Kelly Mayjonade-Christy 2017

Paris-Sorbonne University, France

George Alfred Walker’s burial reform discourse in mid-nineteenth-century England

George Alfred Walker was one of the very first sanitary reformers to be actively involved in the burial reform debate which took place in the 1840s in England. Although historical interest in Walker is not new, most historical works have focused on the sanitary reformer Edwin Chadwick. There are only a few academic articles specifically dedicated to Walker, and yet such articles never offer a thorough analysis of Walker’s contribution to the burial debate—although Peter Jupp had been calling for it since 1997 (The Changing Face of Death). This paper therefore seeks to fill in this historiographical gap by exploring Walker’s contribution to the burial reform debate through: first, the literature he published on the subject, that is to say from the publication of his first work in 1839 to his last work in 1852 which, significantly, corresponded to the passage of the first Burial Act.

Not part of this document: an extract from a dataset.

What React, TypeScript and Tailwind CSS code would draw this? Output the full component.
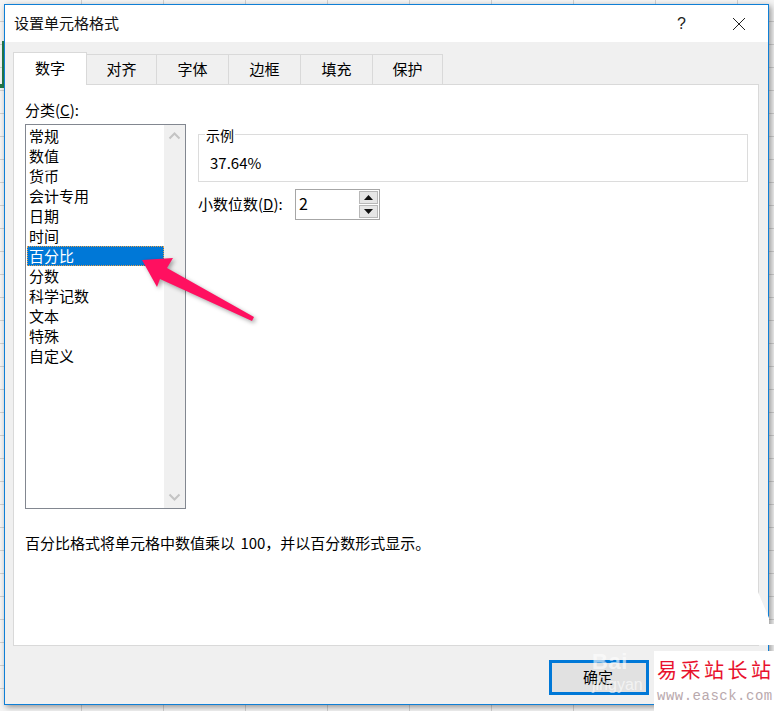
const categories = ["常规", "数值", "货币", "会计专用", "日期", "时间", "百分比", "分数", "科学记数", "文本", "特殊", "自定义"];
const tabs = [
  { label: "数字", w: "w-[74px]" },
  { label: "对齐", w: "w-[71px]" },
  { label: "字体", w: "w-[73px]" },
  { label: "边框", w: "w-[73px]" },
  { label: "填充", w: "w-[73px]" },
  { label: "保护", w: "w-[71px]" },
];

function Tabs() {
  return (
    <div className="ml-[8px] flex h-[32px] items-end">
      {tabs.map((t, i) =>
        i === 0 ? (
          <div key={t.label} className={`${t.w} relative z-10 -mb-px flex h-[33px] items-center justify-center border border-b-0 border-[#d9d9d9] bg-white pb-[2px] text-[15px] text-black`}>
            {t.label}
          </div>
        ) : (
          <div key={t.label} className={`${t.w} -ml-px flex h-[30px] items-center justify-center border border-b-0 border-[#d9d9d9] bg-[#f0f0f0] text-[15px] text-black`}>
            {t.label}
          </div>
        ),
      )}
    </div>
  );
}

function CategoryList() {
  return (
    <div className="flex h-[385px] w-[161px] border border-[#828790] bg-white">
      <ul className="flex-1 pt-[1px] pl-[1px]">
        {categories.map((c) =>
          c === "百分比" ? (
            <li key={c} className="h-[20px] border border-dotted border-[#e8a04a] bg-[#0078d7] pl-[1px] text-[15px] leading-[18px] text-white">
              {c}
            </li>
          ) : (
            <li key={c} className="h-[20px] pl-[2px] text-[15px] leading-[20px] text-black">
              {c}
            </li>
          ),
        )}
      </ul>
      <div className="flex w-[21px] flex-col items-center justify-between bg-[#f0f0f0] py-[6px]">
        <svg width="13" height="9" viewBox="0 0 13 9" fill="none" stroke="#c4c4c4" strokeWidth="2"><path d="M1.5 7.5 6.5 2.5l5 5" /></svg>
        <svg width="13" height="9" viewBox="0 0 13 9" fill="none" stroke="#c4c4c4" strokeWidth="2"><path d="M1.5 1.5 6.5 6.5l5-5" /></svg>
      </div>
    </div>
  );
}

function Spinner() {
  return (
    <div className="flex h-[31px] w-[85px] border border-[#a6a6a6] bg-white">
      <span className="flex-1 pl-[3px] text-[16px] leading-[26px] text-black">2</span>
      <div className="my-[1px] mr-[1px] flex w-[19px] flex-col gap-[1px]">
        <div className="flex flex-1 items-center justify-center border border-[#b8b8b8] bg-[#e6e6e6]">
          <svg width="9" height="5" viewBox="0 0 9 5" fill="#111"><path d="M4.5 0 9 5H0z" /></svg>
        </div>
        <div className="flex flex-1 items-center justify-center border border-[#b8b8b8] bg-[#e6e6e6]">
          <svg width="9" height="5" viewBox="0 0 9 5" fill="#111"><path d="M0 0h9L4.5 5z" /></svg>
        </div>
      </div>
    </div>
  );
}

function NumberPanel() {
  return (
    <div className="ml-[8px] h-[562px] w-[746px] border border-[#d9d9d9] bg-white pt-[15px] pl-[11px]">
      <p className="h-[24px] text-[15px] leading-[20px] text-black">
        分类(<span className="underline">C</span>):
      </p>
      <div className="flex gap-[12px]">
        <CategoryList />
        <div className="w-[550px] pt-[10px]">
          <div className="h-[48px] border border-[#dcdcdc]">
            <div className="flex h-full flex-col">
              <span className="-mt-[10px] ml-[6px] w-fit bg-white px-px text-[14px] leading-[20px] text-black">示例</span>
              <span className="mt-[8px] ml-[11px] text-[15px] leading-[20px] text-black">37.64%</span>
            </div>
          </div>
          <div className="mt-[7px] flex items-center gap-[8px]">
            <span className="w-[89px] text-[15px] text-black">
              小数位数(<span className="underline">D</span>):
            </span>
            <Spinner />
          </div>
        </div>
      </div>
      <p className="mt-[24px] text-[15px] leading-[20px] text-black">
        百分比格式将单元格中数值乘以 <span className="ml-[2px]">100</span>，并以百分数形式显示。
      </p>
    </div>
  );
}

function Dialog() {
  return (
    <div className="ml-[4px] h-[701px] w-[765px] border border-[#0f7fd6] bg-[#f0f0f0] shadow-[2px_2px_6px_rgba(0,0,0,0.4)]">
      <div className="flex h-[37px] items-center bg-white pl-[9px]">
        <span className="flex-1 text-[15px] text-[#111]">设置单元格格式</span>
        <span className="mr-[46px] font-['Liberation_Sans'] text-[16px] text-[#222]">?</span>
        <svg className="mr-[22px]" width="14" height="14" viewBox="0 0 14 14" stroke="#222" strokeWidth="1"><path d="M1 1l12 12M13 1 1 13" /></svg>
      </div>
      <div className="pt-[10px]">
        <Tabs />
        <NumberPanel />
        <div className="flex justify-start pt-[14px] pl-[544px]">
          <button className="flex h-[35px] w-[100px] items-center justify-center border-[3px] border-[#0078d7] bg-[#e1e1e1] pr-[2px] text-[15px] text-black">确定</button>
        </div>
      </div>
    </div>
  );
}

export default function App() {
  return (
    <div className="relative h-[711px] w-[774px] overflow-hidden bg-[#f4f4f4] bg-[repeating-linear-gradient(90deg,transparent_0,transparent_81px,#d0d0d0_81px,#d0d0d0_82px),repeating-linear-gradient(0deg,transparent_0,transparent_22px,#d0d0d0_22px,#d0d0d0_23px)] pt-[4px] font-['Noto_Sans_CJK_SC','Noto_Sans',sans-serif]">
      <Dialog />

      {/* selected cell edge behind the dialog */}
      <div className="absolute top-[41px] left-0 h-[47px] w-[4px] border-r-2 border-b-4 border-[#217346]" />

      {/* red arrow pasted on the screenshot */}
      <svg className="absolute top-[250px] left-[135px] drop-shadow-[2px_2px_2px_rgba(0,0,0,0.35)]" width="130" height="80" viewBox="135 250 130 80">
        <path d="M142 260 173 258 167 268 254 317 252 321 160 279 157 287Z" fill="#ff1060" />
      </svg>

      {/* white wedge left by the stamp over the dialog edge */}
      <svg className="absolute top-[590px] left-[755px]" width="19" height="55" viewBox="755 590 19 55">
        <path d="M757 592H758L769 618V624H774V645H757Z" fill="#fff" />
      </svg>

      {/* jingyan watermark */}
      <div className="absolute top-[651px] left-[592px] leading-none text-white/60">
        <div className="font-['Liberation_Sans'] text-[22px] font-bold tracking-wide">Bai</div>
        <div className="mt-[4px] font-['Liberation_Sans'] text-[16px]">jingyan</div>
      </div>

      {/* site stamp */}
      <div className="absolute top-[651px] left-[654px] h-[60px] w-[120px] bg-white pt-[6px] pl-[3px]">
        <div className="text-[20px] leading-[26px] tracking-[3.5px] whitespace-nowrap text-[#e8112d]">易采站长站</div>
        <div className="mt-[5px] font-['Liberation_Mono',monospace] text-[14px] leading-[16px] tracking-[0.5px] whitespace-nowrap text-[#b9a9ad]">www.easck.com</div>
      </div>
    </div>
  );
}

Secondly, through a study of influential network he had developed in the 1840s, as illustrated by journalists and newspapers editors who had rallied the Metropolitan Society for the Abolition of Burials in Towns that he had created in 1843. The first part of the paper will explore the rhetoric, methods and strategies Walker mobilized to organize public opinion in support of legislative action to reform graveyards. Fuelled by humanitarian, paternalistic, Evangelical, utilitarian, and economic concerns, the different aspects of his rhetoric will constitute the overarching themes explored throughout the paper. The second part of the paper will try to assess the impact of Walker’s Metropolitan Society for the Abolition of Burials in Towns and its influence, as well as those of its members, in promoting burial reform and propagating Walker’s ideas.